Nanning locals' night tour can last long in books.
It's 21:45, 15 minutes before the store closes. Ms. Wei still sits at the corner of the store, the only occupant of that narrow corridor. Grey bricks and wooden shelves collaborate to create a cozy little room sheltering the lone reader. "I live in Langdong, southeast of the city, and I often come here reading by e-scooter," said Wei with a book in her hands. It was Reading Guangxi, an overview of Guangxi's culture and environment, and the second book that she flipped through tonight.
Unlike other internet-famous bookstores, Lijiang Bookstore does not set up a specific lounge, and like Wei, many readers sit around the shelves, immersing in the realm of books, just like modern Chinese poet and scholar Wen Yiduo, who was so hooked on books that he was reluctant to leave his room and come downstairs.
Besides, there is no air conditioning in the store.
Lijiang bookstore is renovated from a Lingnan-style residential building, a quadrangle courtyard with three yards. In the yard, there is a disused well with fish in it; someone is taking photos with a rusty rickshaw that parks in the yard; a cat is moving cautiously in catching some bugs, quiet as the ceiling fan. Owing to the reasonable layout of lights in the store, ceiling fans won't cast any dappled shadows of lights.

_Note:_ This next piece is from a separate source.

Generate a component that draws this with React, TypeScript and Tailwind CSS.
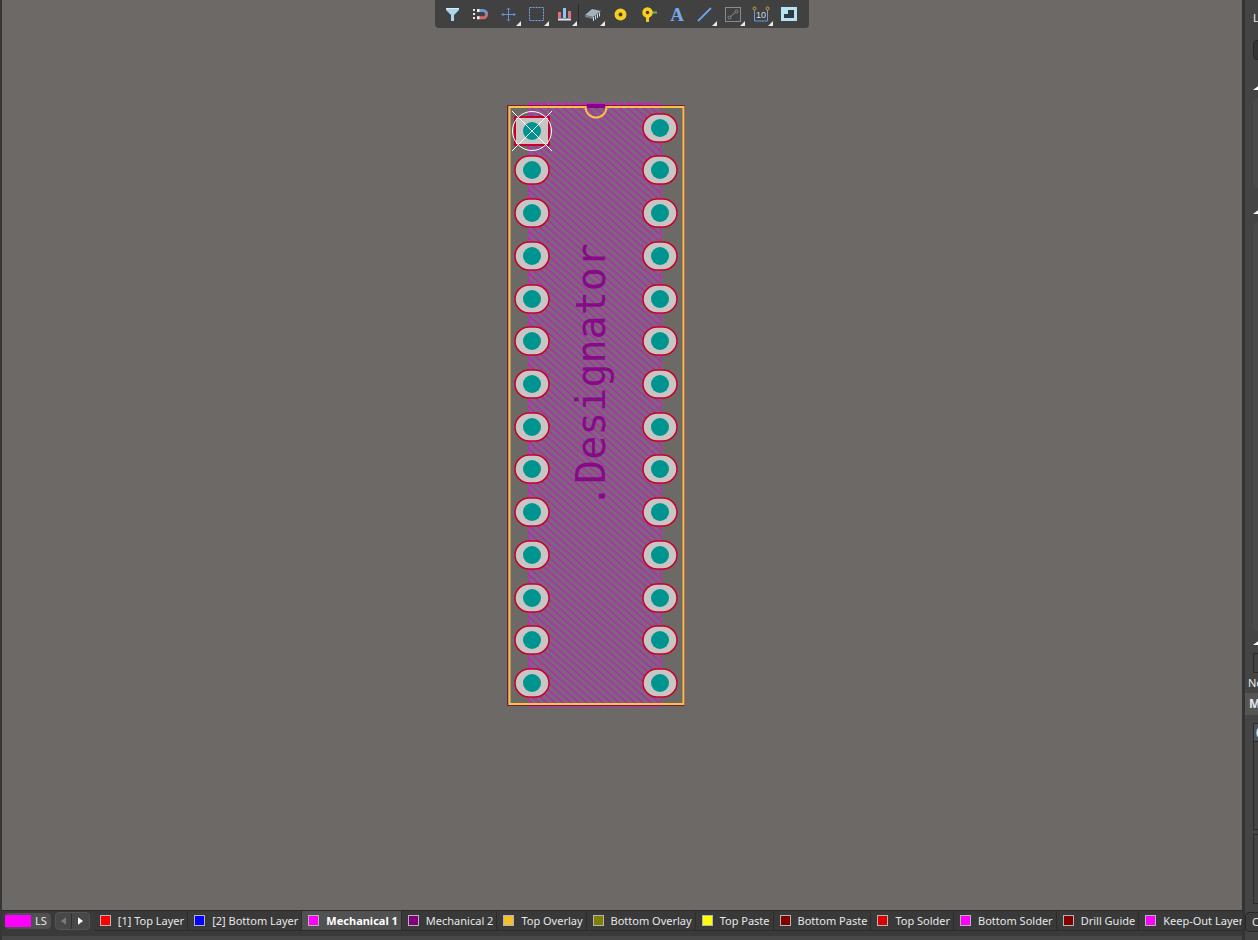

"I will take a walk at the Sanjie Liangxiang historical cultural block and eat a bowl of Laoyou rice noodles," said Wei, closing her book and preparing for ending her night reading. Though on the verge of closing time, tourists still come in flocks to visit the store or take photos. As Lijiang Bookstore locates in the Sanjie Liangxiang historical cultural block near Chaoyang Square, it receives a steady stream of visitors, who, attracted by the distinctive yard full of the aroma of books, gain the final sense of occasion in night reading.